I was going to write a snarky post based on Steven Levitt’s Freakonomics argument that, over the same distance, it’s safer to drive drunk than to walk drunk until I saw a figure that gave me pause. We can easily understand that 41% of the 34,000 people who died in traffic accidents in 2009 (the last full year of available figures) in the US were alcohol impaired but nearly as high a percentage, 35%, of the 4,000 or so pedestrians killed in traffic accidents that year were also drunk.
…Every mile walked drunk, turns out to be eight times more dangerous than the mile driven drunk. To put it simply, if you need to walk a mile from a party to your home, you’re eight times more likely to die doing that than if you jump behind the wheel and drive your car that same mile.
Of course Levitt isn’t advocating that people drive drunk, but calling your friend a cab might be a greater kindness than simply taking away his or her keys and telling them to walk it off. In any case, no matter whether you and your friends are teetotalers or dipsomaniacs the problem of drunk pedestrians still affects you. One of the things that makes today’s cars look the way they do are standards to protect pedestrians.
We all have to drive the cars built to those standards and try to see over the end of the tall, blunt hoods they inspire. The standards call for more crush space on vehicle noses and more deformable space between the hood and the top of the engine, with hoods made of softer materials than used currently. The idea is to reduce the force of pedestrians’ heads hitting the hood. All of that ultimately affects the way that cars look. That’s not just an aesthetic consideration, exterior styling affects a driver’s ability to see the road. Pedestrian safety standards are only going to get stricter.
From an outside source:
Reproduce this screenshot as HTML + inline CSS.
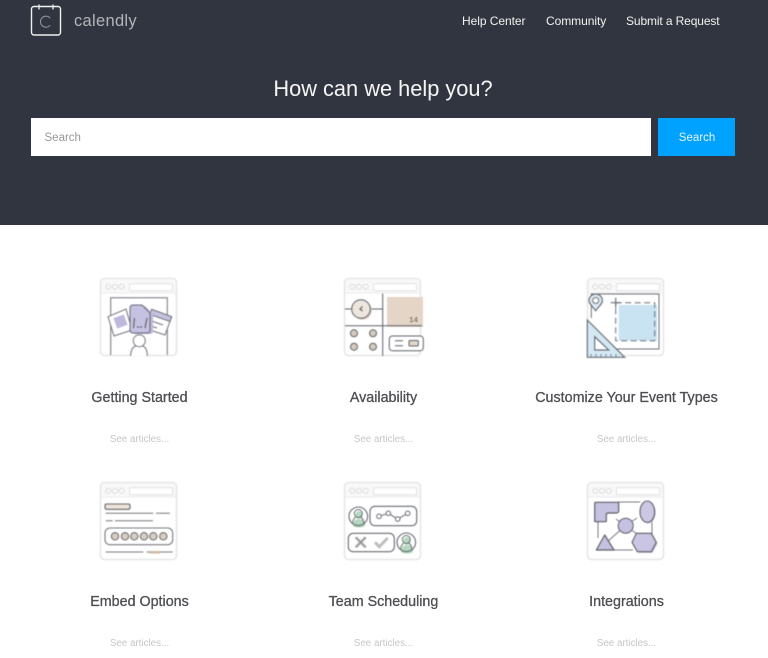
<!DOCTYPE html>
<html lang="en">
<head>
<meta charset="utf-8">
<title>Calendly Help Center</title>
<style>
html,body{margin:0;padding:0;background:#fff}
body{width:768px;height:658px;overflow:hidden;position:relative;font-family:"Liberation Sans",sans-serif}
#hero{position:absolute;left:0;top:0;width:768px;height:225px;background:#31353f}
.t{position:absolute;white-space:nowrap;margin:0;font-weight:normal}
.nav{color:#f2f2f2;font-size:12px;top:14px;line-height:14px}
.c{text-align:center}
.title{color:#4e4f53;font-size:14.300px;line-height:18px;width:243px;-webkit-text-stroke:.3px #4e4f53}
.see{color:#c6c6c6;font-size:9.800px;line-height:12px;width:243px}
svg{position:absolute;overflow:visible}
svg.i{filter:blur(.45px)}
</style>
</head>
<body>
<div id="hero"></div>
<svg style="left:30px;top:3px" width="34" height="34" viewBox="0 0 34 34" fill="none" stroke="#f0f0f0">
<rect x="1.500" y="3.500" width="29" height="28.500" rx="2.500" stroke-width="1.400"/>
<path d="M9 1.500v5M23 1.500v5" stroke-width="1.300"/>
<path d="M20.200 15.200A5.500 5.500 0 1 0 20.200 22.200" stroke="#8e9198" stroke-width="1.100"/>
</svg>
<div class="t" style="left:74px;top:11px;color:#b3b5b9;font-size:16.500px;line-height:20px;letter-spacing:.3px">calendly</div>
<div class="t nav" style="left:462px;letter-spacing:-.05px">Help Center</div>
<div class="t nav" style="left:546px;letter-spacing:-.05px">Community</div>
<div class="t nav" style="left:626px;letter-spacing:-.12px">Submit a Request</div>
<h1 class="t c" style="left:0;width:766px;top:75px;color:#f5f5f5;font-size:21.800px;line-height:28px">How can we help you?</h1>
<div style="position:absolute;left:31px;top:118px;width:620px;height:38px;background:#fff"></div>
<div class="t" style="left:44.500px;top:131px;color:#97989b;font-size:11.500px;line-height:14px">Search</div>
<div style="position:absolute;left:658px;top:118px;width:77px;height:38px;background:#00a2ff"></div>
<div class="t c" style="left:658.500px;width:77px;top:131px;color:#e6f5ff;font-size:11.500px;line-height:14px">Search</div>

<svg width="0" height="0" style="left:0;top:0">
<defs>
<g id="frame" fill="none" stroke="none">
<rect x=".5" y=".5" width="76" height="77" rx="4" fill="#fff" stroke="#e6e6e6" stroke-width="1.600"/>
<path d="M1.500 5c0-2.500 1-3.500 3.500-3.500h67c2.500 0 3.500 1 3.500 3.500v10H1.500z" fill="#f8f8f8" stroke="none"/>
<path d="M1 15H76" stroke="#efefef" stroke-width="1.200"/>
<circle cx="8.300" cy="8.700" r="2.500" stroke="#dcdcdc"/>
<circle cx="15" cy="8.700" r="2.500" stroke="#dcdcdc"/>
<circle cx="21.700" cy="8.700" r="2.500" stroke="#dcdcdc"/>
<rect x="29.500" y="5.700" width="43" height="7" rx="1" stroke="#e2e2e2" fill="#fff"/>
</g>
</defs>
</svg>

<!-- Getting Started -->
<svg class="i" style="left:100px;top:278px" width="78" height="79" viewBox="0 0 78 79" fill="none" stroke="#73757c" stroke-width="1">
<use href="#frame"/>
<path d="M10.700 77V19.700H67.300V77"/>
<path d="M8 38.700L26 31l6 21-18 6z" fill="#fff"/>
<rect x="15" y="38" width="11" height="11" transform="rotate(-20 20.500 43.500)" fill="#bdb8dc" stroke="none"/>
<path d="M51.700 31.300L71.700 38.700 65 57 46.700 51z" fill="#fff"/>
<path d="M51.700 31.300L71.700 38.700 70 43.500 50 36.500z" fill="#c5c1e1"/>
<path d="M49 42l14 5M48 47l9 3"/>
<path d="M33 31c0-2 1-3 3-3h9l8 8v17c0 2-1 3-3 3H36c-2 0-3-1-3-3z" fill="#bdb8dc" stroke="none"/>
<path d="M30 30c0-2 1-3 3-3h9l8 8v17c0 2-1 3-3 3H33c-2 0-3-1-3-3z" fill="#c5c1e1" stroke="#6a6a74"/>
<path d="M34.500 40l-1 10M47 40l-2 10" stroke="#555"/>
<path d="M37 49h6" stroke="#555" stroke-dasharray="2 1"/>
<path d="M30.700 78c0-6 2-9 5-10h7c3 1 4.600 4 4.600 10" fill="#fff"/>
<circle cx="39.300" cy="62.700" r="6" fill="#fff"/>
</svg>

<!-- Availability -->
<svg class="i" style="left:344px;top:278px" width="80" height="79" viewBox="0 0 80 79" fill="none" stroke="#5f636b" stroke-width="1">
<use href="#frame"/>
<rect x="43" y="19" width="36" height="30" fill="#e5d5c6" stroke="none"/>
<path d="M38.700 15.500V78M1 47.700H78M1 31h7M26.500 31H38.700"/>
<circle cx="18.500" cy="32.500" r="9.300" fill="#ddd0c5" stroke="none"/>
<circle cx="17" cy="31" r="9.300" fill="#eee5dc"/>
<path d="M18.500 28.500L16 31l2.500 2" stroke-width="1.200"/>
<text x="65" y="44" font-family="Liberation Mono,monospace" font-size="7.500" fill="#555" stroke="none">14</text>
<g fill="#d6cabf" stroke="#666">
<circle cx="10" cy="55.300" r="3.500"/><circle cx="29" cy="55.300" r="3.500"/>
<circle cx="10" cy="68.700" r="3.500"/><circle cx="29" cy="68.700" r="3.500"/>
</g>
<rect x="45.300" y="58" width="34" height="14.700" rx="3" fill="#fff"/>
<path d="M51 62.700h8M51 67.700h8"/>
<rect x="65" y="62.500" width="9.300" height="5.500" rx="1" fill="#e5d5c6"/>
</svg>

<!-- Customize -->
<svg class="i" style="left:587px;top:278px" width="78" height="84" viewBox="0 0 78 84" fill="none" stroke="#6b7078" stroke-width="1">
<use href="#frame"/>
<path d="M4.300 40V16H72V71H30"/>
<rect x="31.700" y="27" width="38.300" height="35.700" fill="#c9e3f2" stroke="none"/>
<rect x="28.700" y="24.700" width="39" height="38" stroke-dasharray="6 3.500"/>
<path d="M28.700 19.700v10M23.700 24.700h10" stroke-width="1.200"/>
<path d="M8.700 32.700c-4-5-6.700-7.500-6.700-10a6.700 6.700 0 0 1 13.400 0c0 2.500-2.700 5-6.700 10z" fill="#dcedf6" stroke-width="1.200"/>
<circle cx="8.700" cy="22.500" r="3" fill="#fff"/>
<path fill-rule="evenodd" d="M.3 42L37.700 79.300H.3zM7.700 58.700V72H21.700z" fill="#d4e9f5" stroke-width="1.200"/>
<path d="M4 79v-3M9 79v-3M14 79v-3M19 79v-3M24 79v-3M29 79v-3" stroke-width=".8"/>
</svg>

<!-- Embed Options -->
<svg class="i" style="left:100px;top:482px" width="78" height="79" viewBox="0 0 78 79" fill="none" stroke="#77797f" stroke-width="1">
<use href="#frame"/>
<rect x="5" y="22" width="25" height="5.300" rx="1.500" fill="#eee4da" stroke="#666" stroke-width="1.100"/>
<path d="M5.700 31.300h47.600M56 31.300h14M5.700 38.700h7M15 38.700h38"/>
<rect x="5" y="46" width="67.700" height="16.700" rx="5" stroke-width="1.100"/>
<g fill="#d8cdc2" stroke="#666">
<circle cx="15" cy="54.300" r="3.700"/><circle cx="25" cy="54.300" r="3.700"/><circle cx="34.300" cy="54.300" r="3.700"/><circle cx="44" cy="54.300" r="3.700"/><circle cx="53.300" cy="54.300" r="3.700"/><circle cx="63.300" cy="54.300" r="3.700"/>
</g>
<path d="M5.700 70h37.600M46.700 70h26"/>
<rect x="49" y="69" width="11.700" height="2.500" rx="1.200" fill="#cdb9a3" stroke="none"/>
</svg>

<!-- Team Scheduling -->
<svg class="i" style="left:344px;top:482px" width="78" height="79" viewBox="0 0 78 79" fill="none" stroke="#666a70" stroke-width="1">
<use href="#frame"/>
<circle cx="15" cy="33" r="3.800" fill="#b5d8c0" stroke="none"/>
<path d="M9 44c0-5 2-7 6-7s6 2 6 7c-2 2-10 2-12 0z" fill="#b5d8c0" stroke="none"/>
<circle cx="14.300" cy="34.300" r="9.300" stroke-width="1.100"/>
<path d="M11.500 35c-2 2-3 4-3 7M17 35c2 2 3 4 3 7M14.300 27.500a4 4 0 0 1 0 8 4 4 0 0 1 0-8z" stroke-width=".9"/>
<rect x="26" y="24.300" width="46.700" height="19.400" rx="5" stroke-width="1.100"/>
<path d="M35 34.300l9.300-3 9.400 5.700 10-5.700"/>
<g fill="#fff"><circle cx="35" cy="34.300" r="2.300"/><circle cx="44.300" cy="31.300" r="2.300"/><circle cx="53.700" cy="37" r="2.300"/><circle cx="63.700" cy="31.300" r="2.300"/></g>
<rect x="4.300" y="51.300" width="46" height="18.400" rx="5" stroke-width="1.100"/>
<path d="M11.700 55.300l10 10M21.700 55.300l-10 10" stroke="#c9c9c9" stroke-width="3"/>
<path d="M11.700 55.300l10 10M21.700 55.300l-10 10" stroke="#777" stroke-width=".8"/>
<path d="M31 60.300l4.300 4.400 8.400-8.700" stroke="#bdbdbd" stroke-width="3"/>
<circle cx="63" cy="59" r="3.800" fill="#b5d8c0" stroke="none"/>
<path d="M57 70c0-5 2-7 6-7s6 2 6 7c-2 2-10 2-12 0z" fill="#b5d8c0" stroke="none"/>
<circle cx="62.300" cy="60.300" r="9.300" stroke-width="1.100"/>
<path d="M59.500 61c-2 2-3 4-3 7M65 61c2 2 3 4 3 7M62.300 53.500a4 4 0 0 1 0 8 4 4 0 0 1 0-8z" stroke-width=".9"/>
</svg>

<!-- Integrations -->
<svg class="i" style="left:587px;top:482px" width="78" height="79" viewBox="0 0 78 79" fill="none" stroke="#5f6168" stroke-width="1">
<use href="#frame"/>
<path d="M11 40V56M31 20H53M65 40V52M27 68H46" stroke="#77797f"/>
<path d="M29 37L38 44M50 36L38 44M20 60L38 44M55 55L38 44" stroke="#77797f"/>
<path d="M7.700 21.300c0-.6.400-1 1-1h22c.6 0 1 .4 1 1v7.700c0 1-1 2-2 2h-8c-2 0-2.400 1-2.400 2v5.700c0 .6-.4 1-1 1H8.700c-.6 0-1-.4-1-1z" fill="#c5c1e1" stroke-width="1.200"/>
<ellipse cx="61.300" cy="30.500" rx="7.300" ry="10.700" fill="#bdb8dc" stroke="none"/>
<ellipse cx="60.300" cy="29.700" rx="7.300" ry="10.700" fill="#cbc7e4" stroke-width="1.100"/>
<circle cx="38.700" cy="43.700" r="7.500" fill="#c5c1e1"/>
<path d="M17.700 53L27 68H9.300z" fill="#c5c1e1" stroke-width="1.200" stroke-linejoin="round"/>
<path d="M50.500 52.500h15l5 9-5 9.400h-14l-5.300-9.400z" fill="#bdb8dc" stroke="none"/>
<path d="M49.300 51.300h15l5 9-5 9.400h-14l-5.300-9.400z" fill="#c9c5e3" stroke-width="1.100" stroke-linejoin="round"/>
</svg>

<h2 class="t title c" style="left:18px;top:389px">Getting Started</h2>
<h2 class="t title c" style="left:262px;top:389px">Availability</h2>
<h2 class="t title c" style="left:505px;top:389px">Customize Your Event Types</h2>
<h2 class="t title c" style="left:18px;top:593px">Embed Options</h2>
<h2 class="t title c" style="left:262px;top:593px">Team Scheduling</h2>
<h2 class="t title c" style="left:505px;top:593px">Integrations</h2>
<div class="t see c" style="left:18px;top:433.500px">See articles...</div>
<div class="t see c" style="left:262px;top:433.500px">See articles...</div>
<div class="t see c" style="left:505px;top:433.500px">See articles...</div>
<div class="t see c" style="left:18px;top:637.500px">See articles...</div>
<div class="t see c" style="left:262px;top:637.500px">See articles...</div>
<div class="t see c" style="left:505px;top:637.500px">See articles...</div>
</body>
</html>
Having been on the receiving end of a car/bicycle accident, I’m sympathetic to pedestrians who get run down by cars. However, I was at fault in that accident and the 35% of pedestrians who get killed when drunk also have to bear at least some of the blame for their own demise. Yes, most pedestrians who get killed by motorists aren’t drunk, and I’m sure none of us wants drunk pedestrians to get killed either. However, when the issue of pedestrian safety comes up, the focus is almost always on the responsibilities of drivers and car manufacturers, and rarely on the pedestrians’ own behaviors and obligations. When pedestrian safety comes up, though, don’t you think that the discussion should include the fact that a good chunk of the pedestrians who get hurt or killed by drivers aren’t kids in crosswalks, businesspeople stepping off the curb or moms pushing baby carriages but rather drunks?